So the question for the rest of the post is not whether to train with rotation, but how much. Whatever the answer, the test set is going to look fully rotated from now on.
Post 08 showed the descriptor-side version of this lesson — the SH power spectrum erases rotation by collapsing per-band coefficients into a single invariant magnitude. The augmentation story here is the model-side mirror: instead of building invariance into the descriptor, you build it into the weights by showing the network many orientations during training.
With train and test agreed, the only knob left is K. Figure 3 at the top of the post is the headline.
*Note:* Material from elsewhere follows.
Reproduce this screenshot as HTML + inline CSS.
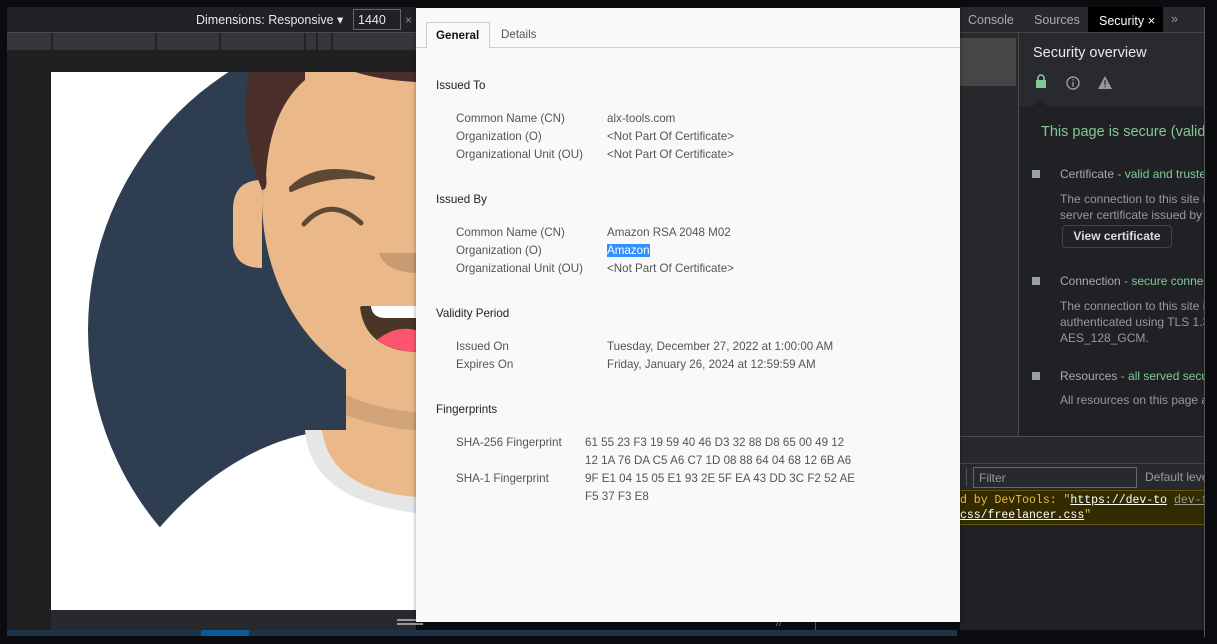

The numbers behind it sit in Table 1.
Table 1. Per-K training cost and test accuracy on ModelNet40. Train time is wall-clock for 100 epochs on a single T4 with mixed precision. The canonical column is the unrotated test set; the rotated column is the mean over five SO(3) reps. Best rotated accuracy in bold.
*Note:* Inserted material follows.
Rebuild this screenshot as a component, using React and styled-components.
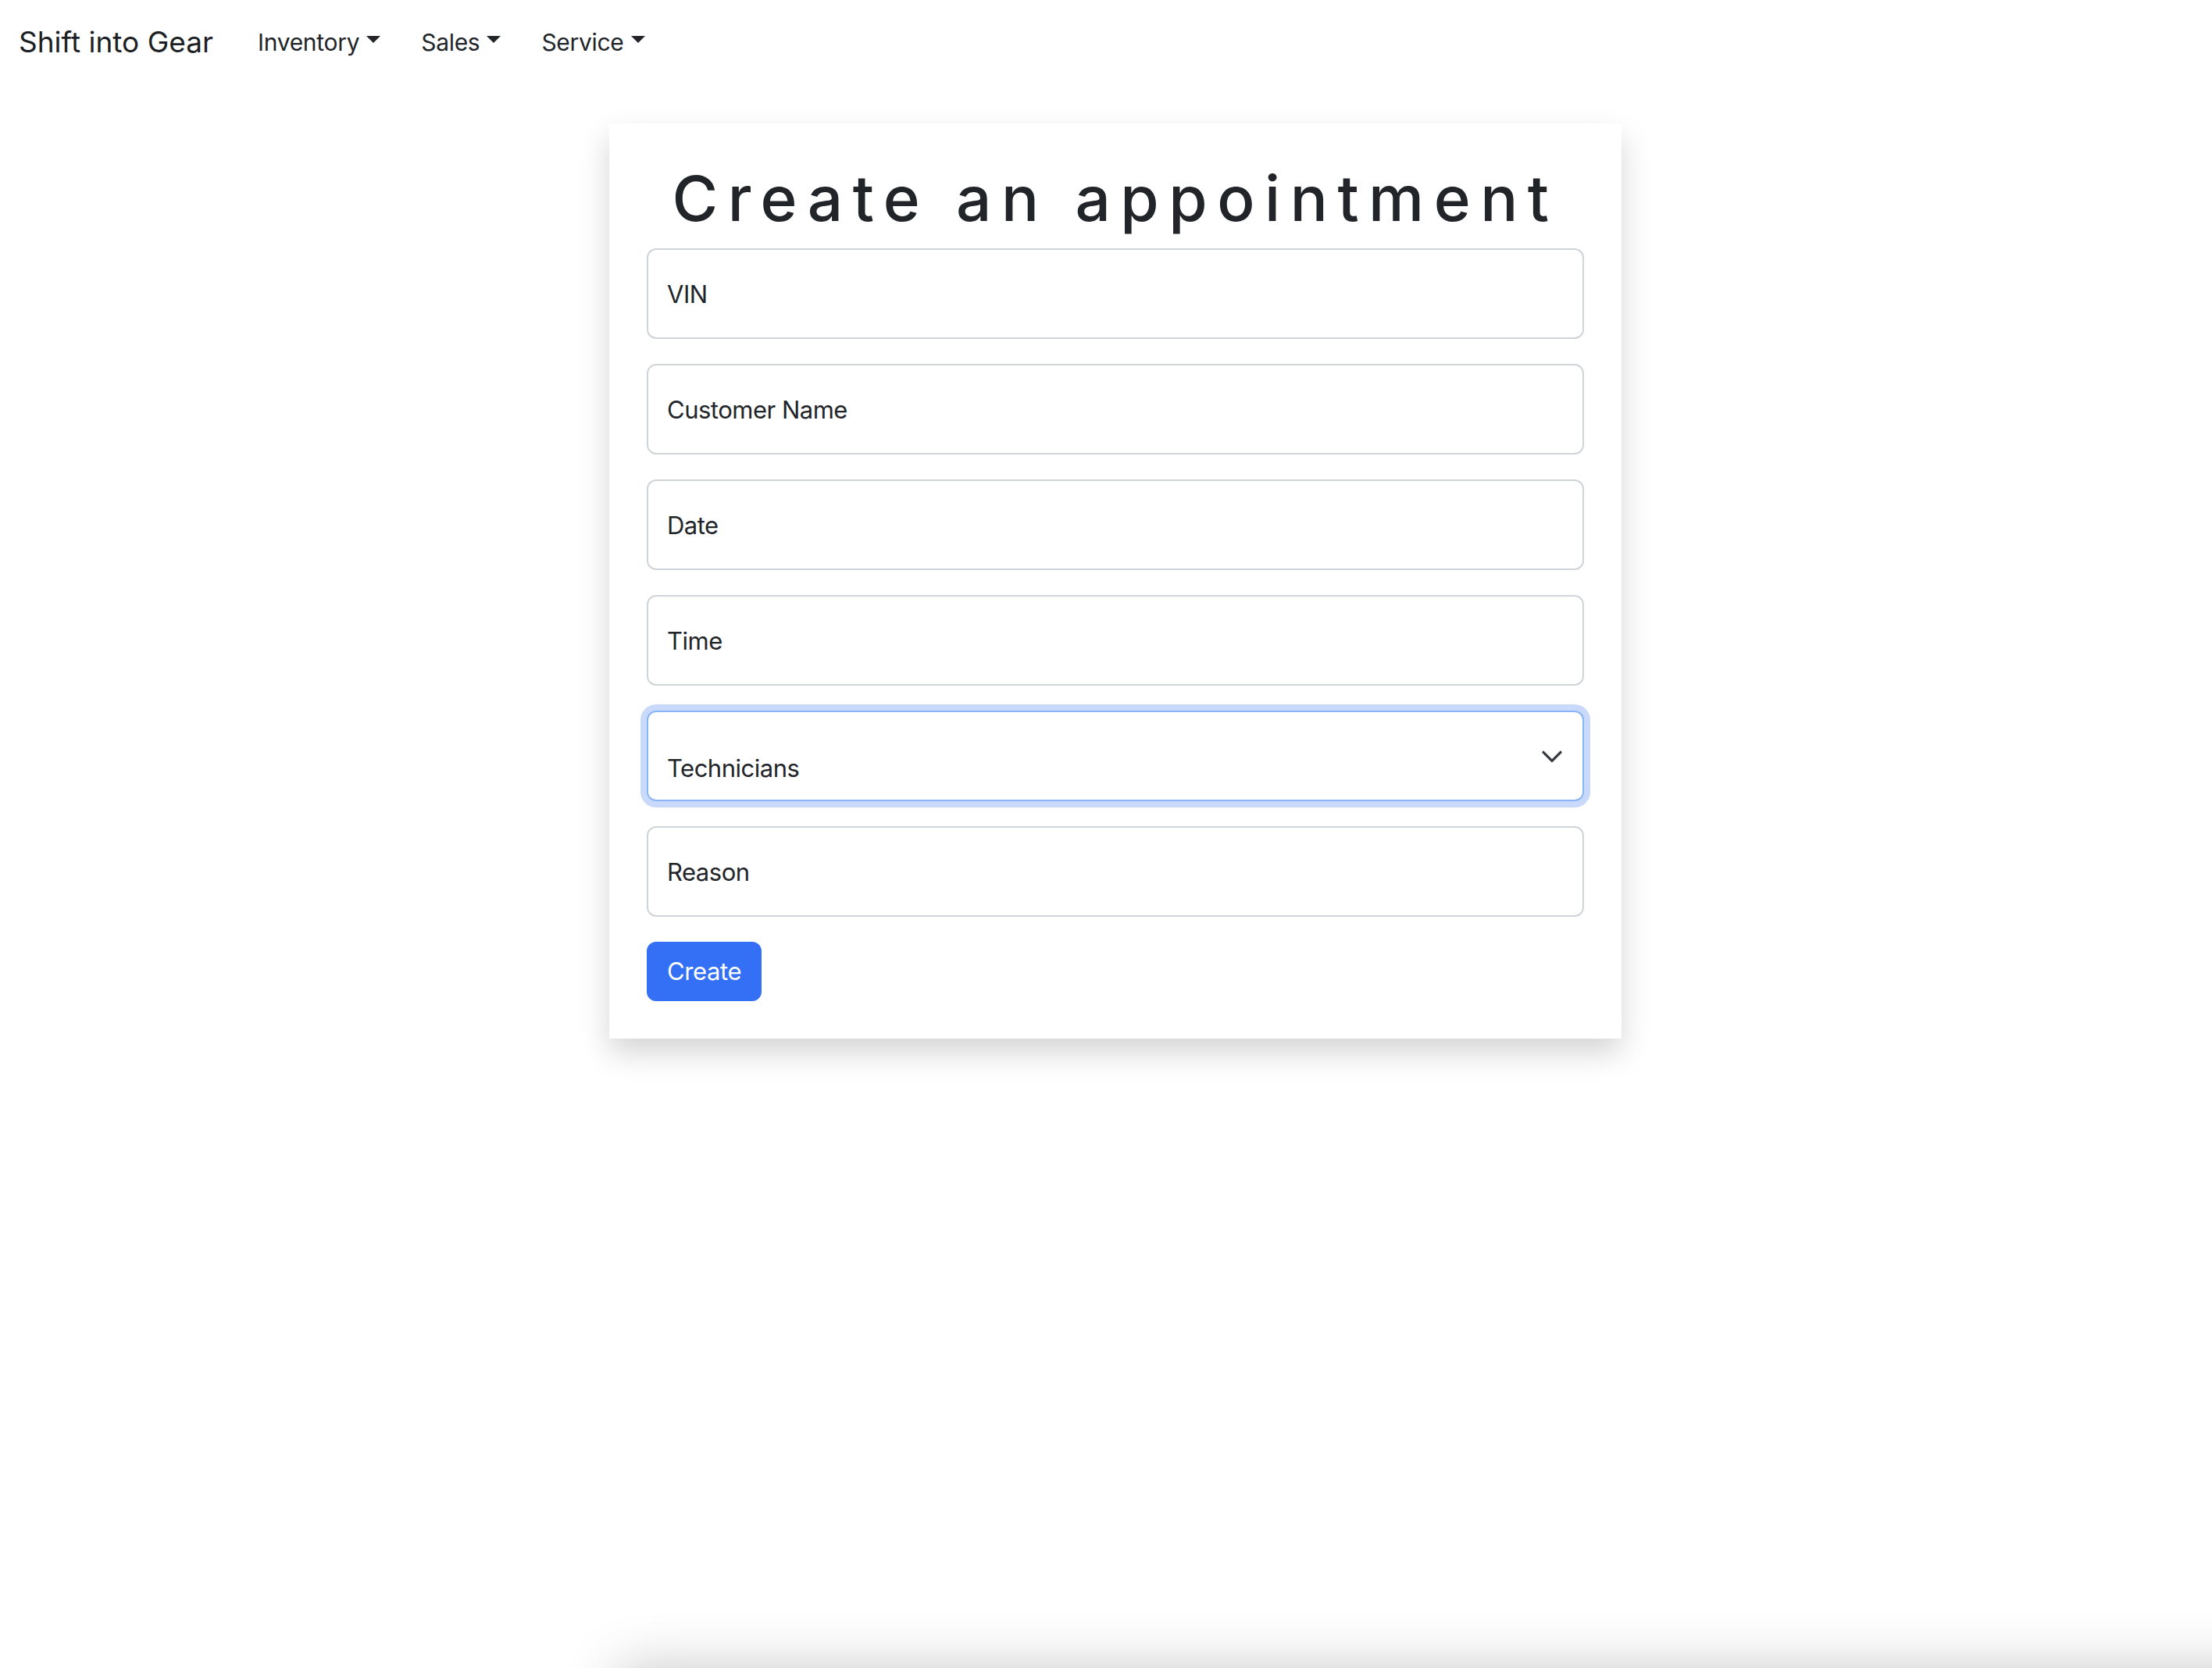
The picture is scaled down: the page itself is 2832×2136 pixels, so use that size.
import React from 'react';
import styled, { createGlobalStyle } from 'styled-components';

const GlobalStyle = createGlobalStyle`
  html, body {
    margin: 0;
    padding: 0;
    background: #fff;
    min-height: 100%;
  }
  body {
    font-family: Inter, "Liberation Sans", Arial, sans-serif;
    color: #212529;
  }
  * {
    box-sizing: border-box;
  }
`;

const navItems = ['Inventory', 'Sales', 'Service'];
const fields = ['VIN', 'Customer Name', 'Date', 'Time'];

const App = () => {
  return (
    <>
      <GlobalStyle />
      <Navbar>
        <Brand href="#">Shift into Gear</Brand>
        <NavList>
          {navItems.map((item) => (
            <li key={item}>
              <NavLink href="#">
                {item}
                <Caret />
              </NavLink>
            </li>
          ))}
        </NavList>
      </Navbar>

      <Main>
        <Card>
          <Title>Create an appointment</Title>
          <Form onSubmit={(e) => e.preventDefault()}>
            {fields.map((f) => (
              <TextField key={f} type="text" placeholder={f} />
            ))}
            <SelectWrap>
              <Select defaultValue="" focused>
                <option value="">Technicians</option>
              </Select>
              <Chevron viewBox="0 0 16 12" aria-hidden="true">
                <path
                  d="M2 4l6 6 6-6"
                  fill="none"
                  stroke="#343a40"
                  strokeWidth="1.8"
                  strokeLinecap="round"
                  strokeLinejoin="round"
                />
              </Chevron>
            </SelectWrap>
            <TextField type="text" placeholder="Reason" />
            <SubmitButton type="submit">Create</SubmitButton>
          </Form>
        </Card>
      </Main>

      <WindowEdge />
    </>
  );
};

const Navbar = styled.nav`
  display: flex;
  align-items: center;
  padding: 16px 24px;
`;

const Brand = styled.a`
  font-size: 37px;
  line-height: 60px;
  padding: 8px 0 12px;
  margin-right: 31px;
  color: #1c1f23;
  text-decoration: none;
  white-space: nowrap;
`;

const NavList = styled.ul`
  display: flex;
  list-style: none;
  margin: 0;
  padding: 0;
`;

const NavLink = styled.a`
  display: block;
  font-size: 30px;
  letter-spacing: -0.3px;
  line-height: 48px;
  padding: 14px 26px 18px;
  color: #212529;
  text-decoration: none;
  white-space: nowrap;
`;

const Caret = styled.span`
  display: inline-block;
  margin-left: 9px;
  vertical-align: 10px;
  border-top: 9px solid #212529;
  border-left: 9px solid transparent;
  border-right: 9px solid transparent;
`;

const Main = styled.main`
  display: flex;
  justify-content: center;
  align-items: flex-start;
  padding: 46px 0 160px 24px;
`;

const Card = styled.div`
  width: 1296px;
  padding: 48px;
  background: #fff;
  box-shadow: 0 18px 36px rgba(0, 0, 0, 0.17);
`;

const Title = styled.h1`
  margin: 0 0 16px;
  font-size: 80px;
  font-weight: 500;
  line-height: 96px;
  letter-spacing: 12.5px;
  text-align: center;
  color: #212529;
`;

const Form = styled.form`
  display: flex;
  flex-direction: column;
  gap: 32px;
`;

const TextField = styled.input`
  display: block;
  width: 100%;
  height: 116px;
  padding: 0 24px;
  font-family: inherit;
  font-size: 31px;
  letter-spacing: -0.5px;
  color: #212529;
  background: #fff;
  border: 2px solid #ced4da;
  border-radius: 12px;
  outline: none;

  &::placeholder {
    color: #212529;
    opacity: 1;
  }
`;

const SelectWrap = styled.div`
  position: relative;
`;

const Select = styled.select`
  display: block;
  width: 100%;
  height: 116px;
  padding: 48px 72px 24px 24px;
  font-family: inherit;
  font-size: 31px;
  letter-spacing: -0.5px;
  line-height: 48px;
  color: #212529;
  background: #fff;
  border: 2px solid ${(p) => (p.focused ? '#88b4f8' : '#ced4da')};
  border-radius: 12px;
  box-shadow: ${(p) => (p.focused ? '0 0 0 8px #c9d9fb' : 'none')};
  appearance: none;
  -webkit-appearance: none;
  outline: none;
`;

const Chevron = styled.svg`
  position: absolute;
  right: 26px;
  top: 50%;
  width: 30px;
  height: 22px;
  margin-top: -12px;
  pointer-events: none;
`;

const SubmitButton = styled.button`
  align-self: flex-start;
  padding: 12px 24px;
  font-family: inherit;
  font-size: 31px;
  letter-spacing: -0.4px;
  line-height: 48px;
  color: #fff;
  background: #3470f6;
  border: 2px solid #3470f6;
  border-radius: 12px;
  cursor: pointer;
`;

const WindowEdge = styled.div`
  position: fixed;
  left: 790px;
  right: -100px;
  top: 100%;
  height: 200px;
  box-shadow: 0 0 70px rgba(0, 0, 0, 0.22);
  pointer-events: none;
`;

export default App;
Source: data/table-1-accuracy-by-k.csv (5 rows).
Three things in this table are worth holding onto. Training cost is roughly flat across K — between 12.6 min for K=1 and 10.0 min for K=256. The rotation pool lives on the GPU and is indexed per sample; the cost is one tiny matmul per minibatch, and the larger pools sometimes train faster because of better memory access patterns. So unlike most "augmentation costs you compute" stories, this one doesn't. Canonical accuracy is non-monotonic in K. K=1 hits 0.87 on unrotated test, K=4 collapses to 0.33, K=64 hits 0.50, K=256 climbs back up to 0.68 because its pool happens to cover orientations near identity densely enough. The rotated column climbs monotonically from K=4 onward, but the marginal gain per doubling halves between K=64 and K=256. K=64 captures 86% of the K=256 result; K=256 is strictly better on every column.
The dip in Figure 3 between K=1 and K=4 is the most surprising number in this experiment. K=4 has more rotation diversity than K=1, and on rotated test it does worse. What's going on?
Look at the canonical column of Table 1 too. K=1 hits 0.87 on unrotated test — basically the full ceiling for a small PointNet at 100 epochs. K=4 collapses to 0.33 on the same test set. The K=4 model has overfit to a four-orientation distribution that does not contain identity. Every training step rotated each sample to one of four specific non-canonical poses; the model learned those four orientations cold. At test time the canonical orientation looks foreign — the network has never seen it before — and the rotated test set is just as adversarial because none of the held-out SO(3) rotations match the four it was trained on.
K=16 partially escapes the trap because 16 random orientations cover enough of SO(3) that any test orientation is at least near a training one. K=64 covers it well; K=256 covers it almost exhaustively. The K=4 pool is the worst of all worlds: enough variation to forget canonical, not enough to learn rotation invariance.
The practical lesson is sharper than "use K≥16". If you can only afford four augmentations, you are better off doing zero. Half-augmentation is worse than none, because it teaches the network a wrong simplification of the rotation distribution.
The aggregate curve is one thing; per-class breakdown is another. The top eight classes by gain are not what I expected when I started.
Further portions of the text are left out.